進学のため広島を離れて以来、いつも広島のことが心にあり、いつかは帰りたいと思い続けた。毎年のように広島カープの応援に来て、束の間の故郷の光景を楽しんだ。そして、時は流れ、思わぬことから広島に帰るチャンスを得た。だが、起業した会社が軌道に乗るには今少し時間がかかり、子供が二人とも関西の私立大学に在学中で、その喜びを味わう余裕はない。ま、しかし辛いことがあっても良い、それが広島なら。
遠くから眺め続け、美化されたシルエットを抱かせた広島だが、この地に家を構え1年半住んでみると、思いに反して取り残されつつ故郷の姿が見える。その象徴がメインストリートをチンチンとのんびり走る路面電車だ。時間があり余り、ノスタルジアを味わいたい人には良い。しかし、世の中の変化がますます加速する時代に、赤信号で停止し、乗客は車に怯えながら傘さして乗り込み、軌道が中心の広いエリアを独占し車の流れを阻害する状況は歯がゆい。

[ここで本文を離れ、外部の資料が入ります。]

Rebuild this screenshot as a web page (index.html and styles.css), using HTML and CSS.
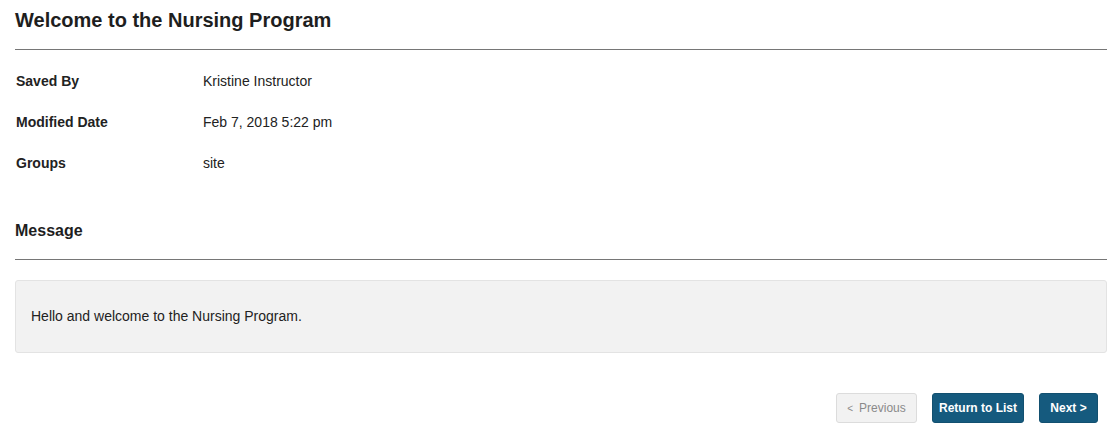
FILE: index.html
```html
<!DOCTYPE html>
<html>
<head>
<meta charset="utf-8">
<link rel="stylesheet" href="styles.css">
</head>
<body>
<div class="page">
  <h1 class="title">Welcome to the Nursing Program</h1>
  <div class="rule"></div>
  <div class="details">
    <div class="row"><div class="label">Saved By</div><div class="value">Kristine Instructor</div></div>
    <div class="row"><div class="label">Modified Date</div><div class="value">Feb 7, 2018 5:22 pm</div></div>
    <div class="row"><div class="label">Groups</div><div class="value">site</div></div>
  </div>
  <h2 class="section">Message</h2>
  <div class="rule"></div>
  <div class="message">Hello and welcome to the Nursing Program.</div>
  <div class="actions">
    <button class="btn btn-disabled"><span class="lt">&lt;</span>Previous</button>
    <button class="btn btn-primary btn-return">Return to List</button>
    <button class="btn btn-primary btn-next">Next &gt;</button>
  </div>
</div>
</body>
</html>
```
FILE: styles.css
```css
html, body {
  margin: 0;
  padding: 0;
  background: #fff;
}
body {
  font-family: "Liberation Sans", Arial, sans-serif;
  color: #222;
  font-size: 14px;
}
.page {
  padding: 0 11px 0 15px;
}
.title {
  margin: 0;
  padding-top: 9px;
  font-size: 20px;
  line-height: 22px;
  font-weight: bold;
  color: #1e1e1e;
  height: 40px;
}
.rule {
  height: 1px;
  background: #767676;
}
.details {
  padding-top: 10px;
}
.row {
  display: flex;
  align-items: center;
  height: 41px;
}
.label {
  width: 187px;
  padding-left: 1px;
  font-weight: bold;
  font-size: 14px;
}
.value {
  font-size: 14px;
}
.section {
  margin: 0;
  margin-top: 37px;
  padding-top: 1px;
  font-size: 16px;
  line-height: 20px;
  font-weight: bold;
  color: #1e1e1e;
  height: 39px;
  box-sizing: border-box;
}
.message {
  margin-top: 20px;
  background: #f2f2f2;
  border: 1px solid #e3e3e3;
  border-radius: 3px;
  display: flex;
  align-items: center;
  padding-left: 15px;
  padding-bottom: 1px;
  box-sizing: border-box;
  height: 73px;
  font-size: 14px;
}
.actions {
  display: flex;
  justify-content: flex-end;
  gap: 15px;
  margin-top: 40px;
  padding-right: 9px;
}
.btn {
  font-family: "Liberation Sans", Arial, sans-serif;
  font-size: 12px;
  height: 30px;
  border-radius: 3px;
  padding: 0;
  white-space: nowrap;
  cursor: pointer;
  box-sizing: border-box;
}
.btn-primary {
  background: #155a7e;
  border: 1px solid #125070;
  color: #fff;
  font-weight: bold;
}
.btn-return {
  width: 92px;
}
.btn-next {
  width: 59px;
}
.btn-disabled {
  background: #f2f2f2;
  border: 1px solid #dcdcdc;
  color: #8a8a8a;
  width: 81px;
}
.lt {
  font-size: 10px;
  margin-right: 6px;
}
```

東北の中核都市、仙台との対比が分かり易い。1970年ごろ、仙台は革新市長で、予算が無く、道路はスタッドレスタイヤで穴があき、巻き上げるほこりばかりが目立った。駅から青葉山の方向を眺めると縦横の道路が山まで続くのが鮮明に見え、ビルが所々申し訳なさそうに立っていた。ところが、今はどうだ。新しくできた東京の一角かと見間違うばかりのビルの林立、高速の地下鉄が多くの人々を吸い上げては駆け抜ける。プロ野球の楽天もやってきた。
秋山市長が悪い人だとは思わない。しかし、革新首長はいつかはかかる「はしか」のようなもので、仙台もしかり、東京都もしかりだ。確かに革新首長はクリーンでイメージが良い。美濃部都知事が誕生したとき、私はテレビの画面に向かって拍手した。残念ながら、それは幻想でしかなかった。典型的な経済音痴、自らの応援母体である職員を2倍に増やし厚遇し財政は破たん状態となった。
広島を活性化させるには、まずは経済面(起業支援・中小企業の支援)、高速で安全に移動できるモビリティーの向上、そして広島人の英知を集合させた文化的高揚である。
エネルギーなどの資源も広大な国土も無い日本が生きて行くには、創造力を働かせ優れたアイデアを生み出すこと、そこに培ってきた優れた技術を織り交ぜて優れた製品やサービスを作り出してゆくことだ。しかるに、広島にはこの地域が持つ技術インフラなどの情報データベースも、情報提供や支援のサービスも希薄だ。金をかける必要はない。例えば、工業技術センター内に広島工大や市立大学を連携させた試作情報センターを作る。試作情報センターは中小零細企業がその発展に必要な技術・経済・法律などの情報をタイムリーに便利な形で提供し、あらゆる商品の試作がスピーディーにできるような体制を築く。実は、このような戦略的発展体制は愛知県で実現しており、同地域が最も発展しているのもうなずける。
経済発展が進めば、税収も潤沢となり、あらゆる方面での発展の原資となるだろう。
市内中心部の交通は、アストラムを地下に潜らせるか、チンチン電車を高架にするかの選択で交通をネットワーク化することが求められる。広島をビジネスで訪れた人は、目的地まで何で行くべきか途方に暮れてしまう。東京は縦横無尽な地下鉄網を建設し、モビリティーの良さが一極集中・一人勝ちの一因となっている。いずれにしても、メインストリートを車に開放し、高速・安全・確実な公共交通を実現しなければならない。このモビリティーの貧弱さを解消できなければ、広島は古典的な都市としての地番沈下が進み、中四国の州都を発展著しい岡山に譲らなければならないだろう。
広島は世界で最初に原爆が投下された都市だ。だから、ことさらに平和を実現する戦略研究の面で、世界をリードする研究センターが創設されるべきだ。これまでも、平和運動は絶えることなく継続されてきたが、核実験や核ミサイル製造が中止したためしはない。何故かと言えば、世界は軍事戦略で動いており、軍事戦略を無視した形での平和や経済発展はありえない。このため、世界中の卓越した研究家を集めて、実質的な核ミサイルを廃止する方向の研究を進めるべきだろう。あわせてこの国と世界の調和したエレガントな発展を研究すべきだ。
最後に、私は次の機会、広島はオリンピック誘致に手を挙げるべきだと思う。現在進めている東京への誘致は難しい。日本自体の存在が薄れて行く中、70%以上の確率で失敗に帰すだろう。しかし、広島が手をあげた場合、そもそも、オリンピックはスポーツを通して平和を実現することが目的であり、世界がそれを拒否する理由を見つけることは難しい。確かに、政府は消極的かもしれないが、一体となって推進すれば、オリンピックが広島に誘致される可能性は高い。